<<<<
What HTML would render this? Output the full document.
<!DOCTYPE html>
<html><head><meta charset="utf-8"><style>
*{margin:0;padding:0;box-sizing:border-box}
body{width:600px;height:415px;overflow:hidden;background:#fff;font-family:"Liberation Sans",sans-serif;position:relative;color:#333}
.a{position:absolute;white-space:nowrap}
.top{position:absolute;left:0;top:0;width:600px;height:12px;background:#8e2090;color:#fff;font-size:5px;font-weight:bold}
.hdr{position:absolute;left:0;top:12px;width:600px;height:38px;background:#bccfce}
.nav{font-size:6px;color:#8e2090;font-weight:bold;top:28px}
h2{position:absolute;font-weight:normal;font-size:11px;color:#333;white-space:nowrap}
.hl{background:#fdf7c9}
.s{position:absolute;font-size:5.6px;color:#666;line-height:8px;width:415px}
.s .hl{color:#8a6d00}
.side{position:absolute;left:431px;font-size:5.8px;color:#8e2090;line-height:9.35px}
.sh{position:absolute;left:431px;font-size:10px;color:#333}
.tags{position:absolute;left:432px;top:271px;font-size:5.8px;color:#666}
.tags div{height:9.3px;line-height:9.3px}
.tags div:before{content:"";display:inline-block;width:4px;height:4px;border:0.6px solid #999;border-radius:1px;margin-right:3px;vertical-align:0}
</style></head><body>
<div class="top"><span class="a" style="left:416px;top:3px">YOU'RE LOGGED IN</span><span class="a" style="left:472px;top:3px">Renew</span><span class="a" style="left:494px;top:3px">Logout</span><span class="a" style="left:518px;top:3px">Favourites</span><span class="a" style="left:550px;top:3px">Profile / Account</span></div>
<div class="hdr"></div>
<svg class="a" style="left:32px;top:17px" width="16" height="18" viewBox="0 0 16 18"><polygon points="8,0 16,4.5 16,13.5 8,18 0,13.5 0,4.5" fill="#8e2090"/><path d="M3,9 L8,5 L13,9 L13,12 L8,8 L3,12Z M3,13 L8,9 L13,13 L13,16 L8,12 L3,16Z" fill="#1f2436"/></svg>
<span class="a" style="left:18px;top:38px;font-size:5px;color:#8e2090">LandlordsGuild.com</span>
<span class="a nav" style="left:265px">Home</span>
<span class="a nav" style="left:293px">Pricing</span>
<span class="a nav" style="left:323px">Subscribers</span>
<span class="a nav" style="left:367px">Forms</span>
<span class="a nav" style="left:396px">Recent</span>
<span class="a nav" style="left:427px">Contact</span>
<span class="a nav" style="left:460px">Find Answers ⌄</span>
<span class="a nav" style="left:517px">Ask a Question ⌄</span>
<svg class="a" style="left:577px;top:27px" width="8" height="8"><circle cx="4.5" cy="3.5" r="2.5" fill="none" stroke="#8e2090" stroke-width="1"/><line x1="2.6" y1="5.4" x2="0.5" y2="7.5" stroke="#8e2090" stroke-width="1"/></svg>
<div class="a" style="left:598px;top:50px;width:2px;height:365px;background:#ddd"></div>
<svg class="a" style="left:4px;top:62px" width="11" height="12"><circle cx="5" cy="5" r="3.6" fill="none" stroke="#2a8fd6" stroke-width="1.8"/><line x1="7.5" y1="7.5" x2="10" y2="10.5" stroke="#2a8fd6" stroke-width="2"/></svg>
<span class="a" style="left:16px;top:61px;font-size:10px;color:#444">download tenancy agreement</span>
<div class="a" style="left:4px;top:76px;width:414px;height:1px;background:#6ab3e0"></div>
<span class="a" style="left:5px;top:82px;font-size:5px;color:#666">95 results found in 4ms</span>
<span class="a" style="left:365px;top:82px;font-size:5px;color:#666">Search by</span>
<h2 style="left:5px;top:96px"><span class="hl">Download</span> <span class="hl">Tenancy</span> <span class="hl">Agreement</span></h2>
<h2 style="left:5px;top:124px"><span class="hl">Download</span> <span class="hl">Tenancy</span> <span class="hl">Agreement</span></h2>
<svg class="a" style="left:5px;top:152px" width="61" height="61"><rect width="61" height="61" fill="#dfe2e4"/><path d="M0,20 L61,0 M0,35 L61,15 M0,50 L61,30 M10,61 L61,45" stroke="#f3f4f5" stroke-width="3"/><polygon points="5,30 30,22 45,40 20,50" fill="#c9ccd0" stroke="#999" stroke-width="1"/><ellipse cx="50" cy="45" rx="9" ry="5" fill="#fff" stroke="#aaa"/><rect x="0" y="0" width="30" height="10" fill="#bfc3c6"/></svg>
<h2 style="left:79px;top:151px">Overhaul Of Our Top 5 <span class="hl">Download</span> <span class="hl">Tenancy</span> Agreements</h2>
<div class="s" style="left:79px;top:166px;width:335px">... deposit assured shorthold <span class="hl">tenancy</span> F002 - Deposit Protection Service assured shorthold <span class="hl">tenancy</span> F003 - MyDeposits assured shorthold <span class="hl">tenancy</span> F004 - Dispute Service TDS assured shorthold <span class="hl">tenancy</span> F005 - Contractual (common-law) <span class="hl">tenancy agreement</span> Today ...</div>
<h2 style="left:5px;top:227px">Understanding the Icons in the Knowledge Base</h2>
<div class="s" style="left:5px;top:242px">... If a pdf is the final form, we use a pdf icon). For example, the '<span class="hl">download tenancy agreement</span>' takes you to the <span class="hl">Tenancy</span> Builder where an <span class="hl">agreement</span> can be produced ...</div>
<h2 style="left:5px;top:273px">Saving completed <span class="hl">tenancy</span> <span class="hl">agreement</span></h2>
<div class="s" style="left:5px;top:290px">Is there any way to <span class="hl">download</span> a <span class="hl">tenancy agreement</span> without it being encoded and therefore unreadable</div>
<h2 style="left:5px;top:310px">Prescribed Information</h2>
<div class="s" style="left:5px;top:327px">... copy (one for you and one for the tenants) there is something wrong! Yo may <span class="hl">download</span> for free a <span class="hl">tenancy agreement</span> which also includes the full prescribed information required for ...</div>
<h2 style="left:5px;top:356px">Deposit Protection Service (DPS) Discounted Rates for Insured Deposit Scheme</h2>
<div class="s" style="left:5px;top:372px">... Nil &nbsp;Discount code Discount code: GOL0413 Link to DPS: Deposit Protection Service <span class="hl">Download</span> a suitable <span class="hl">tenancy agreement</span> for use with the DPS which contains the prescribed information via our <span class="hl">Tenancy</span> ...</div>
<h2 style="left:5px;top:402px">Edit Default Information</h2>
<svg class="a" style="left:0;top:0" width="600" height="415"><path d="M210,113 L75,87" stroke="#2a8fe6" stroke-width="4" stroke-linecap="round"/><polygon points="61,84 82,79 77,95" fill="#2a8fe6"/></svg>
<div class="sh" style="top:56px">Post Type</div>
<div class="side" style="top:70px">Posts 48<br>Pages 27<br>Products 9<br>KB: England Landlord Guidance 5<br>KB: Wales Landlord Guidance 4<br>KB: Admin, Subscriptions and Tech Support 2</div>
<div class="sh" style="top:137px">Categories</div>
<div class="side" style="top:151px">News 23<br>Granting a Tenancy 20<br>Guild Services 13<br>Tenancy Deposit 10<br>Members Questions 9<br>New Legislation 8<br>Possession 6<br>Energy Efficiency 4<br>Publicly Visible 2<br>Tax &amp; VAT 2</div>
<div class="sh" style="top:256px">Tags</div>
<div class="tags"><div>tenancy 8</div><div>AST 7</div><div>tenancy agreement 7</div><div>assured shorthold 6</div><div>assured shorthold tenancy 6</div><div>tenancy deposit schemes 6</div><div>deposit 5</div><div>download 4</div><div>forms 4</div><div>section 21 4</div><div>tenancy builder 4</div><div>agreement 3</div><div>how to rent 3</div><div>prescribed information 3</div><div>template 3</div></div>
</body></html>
>>>>
<<<<
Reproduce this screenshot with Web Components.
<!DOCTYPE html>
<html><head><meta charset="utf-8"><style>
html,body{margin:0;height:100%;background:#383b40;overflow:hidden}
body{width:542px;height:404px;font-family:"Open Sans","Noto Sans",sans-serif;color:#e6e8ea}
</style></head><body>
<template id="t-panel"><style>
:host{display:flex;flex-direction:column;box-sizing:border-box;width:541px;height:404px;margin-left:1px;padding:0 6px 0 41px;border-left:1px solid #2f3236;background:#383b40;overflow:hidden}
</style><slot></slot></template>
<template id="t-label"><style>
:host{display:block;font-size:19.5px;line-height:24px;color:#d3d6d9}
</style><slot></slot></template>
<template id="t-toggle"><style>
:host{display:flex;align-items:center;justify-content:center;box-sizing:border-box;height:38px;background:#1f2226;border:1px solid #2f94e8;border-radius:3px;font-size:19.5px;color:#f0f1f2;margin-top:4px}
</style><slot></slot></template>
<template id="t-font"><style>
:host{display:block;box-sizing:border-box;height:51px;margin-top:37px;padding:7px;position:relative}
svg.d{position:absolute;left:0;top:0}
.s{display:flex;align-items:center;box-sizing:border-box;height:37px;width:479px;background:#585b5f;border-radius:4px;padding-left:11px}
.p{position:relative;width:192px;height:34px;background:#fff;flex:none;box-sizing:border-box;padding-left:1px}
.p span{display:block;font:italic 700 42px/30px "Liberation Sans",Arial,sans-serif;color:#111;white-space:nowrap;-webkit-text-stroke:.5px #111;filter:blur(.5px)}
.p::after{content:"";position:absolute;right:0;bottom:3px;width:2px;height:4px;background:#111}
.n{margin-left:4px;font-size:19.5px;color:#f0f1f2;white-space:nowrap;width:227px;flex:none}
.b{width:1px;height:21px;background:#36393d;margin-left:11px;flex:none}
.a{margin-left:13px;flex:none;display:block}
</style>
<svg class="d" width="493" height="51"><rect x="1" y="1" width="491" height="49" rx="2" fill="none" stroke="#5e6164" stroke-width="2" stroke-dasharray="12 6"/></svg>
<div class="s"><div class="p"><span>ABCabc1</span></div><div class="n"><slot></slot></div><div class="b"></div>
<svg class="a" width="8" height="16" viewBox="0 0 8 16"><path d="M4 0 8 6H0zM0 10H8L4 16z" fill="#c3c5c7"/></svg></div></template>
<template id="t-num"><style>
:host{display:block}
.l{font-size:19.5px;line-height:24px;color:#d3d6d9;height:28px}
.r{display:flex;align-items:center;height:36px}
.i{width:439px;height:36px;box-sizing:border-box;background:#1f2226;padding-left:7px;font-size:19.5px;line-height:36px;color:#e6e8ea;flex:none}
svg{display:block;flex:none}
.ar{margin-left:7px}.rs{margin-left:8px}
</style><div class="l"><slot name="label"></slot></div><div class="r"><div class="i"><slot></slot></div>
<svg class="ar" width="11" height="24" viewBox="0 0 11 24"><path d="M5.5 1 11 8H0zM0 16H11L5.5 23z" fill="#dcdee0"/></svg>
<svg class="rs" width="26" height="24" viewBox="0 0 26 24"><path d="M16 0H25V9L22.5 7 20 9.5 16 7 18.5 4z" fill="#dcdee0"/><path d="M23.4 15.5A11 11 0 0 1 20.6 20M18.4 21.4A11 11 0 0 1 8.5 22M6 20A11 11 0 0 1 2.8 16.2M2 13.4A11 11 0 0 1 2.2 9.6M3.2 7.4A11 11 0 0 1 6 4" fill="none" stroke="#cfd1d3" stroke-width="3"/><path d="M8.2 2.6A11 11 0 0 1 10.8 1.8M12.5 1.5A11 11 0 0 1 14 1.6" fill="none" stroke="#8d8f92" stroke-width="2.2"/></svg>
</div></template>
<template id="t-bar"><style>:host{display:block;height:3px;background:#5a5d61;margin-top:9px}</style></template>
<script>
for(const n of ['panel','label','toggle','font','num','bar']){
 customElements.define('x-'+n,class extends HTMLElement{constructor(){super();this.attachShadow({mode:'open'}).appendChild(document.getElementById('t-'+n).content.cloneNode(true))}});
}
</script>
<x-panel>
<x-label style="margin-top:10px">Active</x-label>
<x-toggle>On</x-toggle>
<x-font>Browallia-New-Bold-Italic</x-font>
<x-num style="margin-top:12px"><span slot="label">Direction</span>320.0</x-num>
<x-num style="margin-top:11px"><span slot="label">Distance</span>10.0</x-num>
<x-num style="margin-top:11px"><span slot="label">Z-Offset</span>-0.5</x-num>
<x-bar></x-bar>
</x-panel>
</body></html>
>>>>
§ WORK REQUIRED
Copy out every line that includes the word "full".

§ RESPONSE BELOW
What HTML would render this? Output the full document.
<div class="s" style="left:5px;top:327px">... copy (one for you and one for the tenants) there is something wrong! Yo may <span class="hl">download</span> for free a <span class="hl">tenancy agreement</span> which also includes the full prescribed information required for ...</div>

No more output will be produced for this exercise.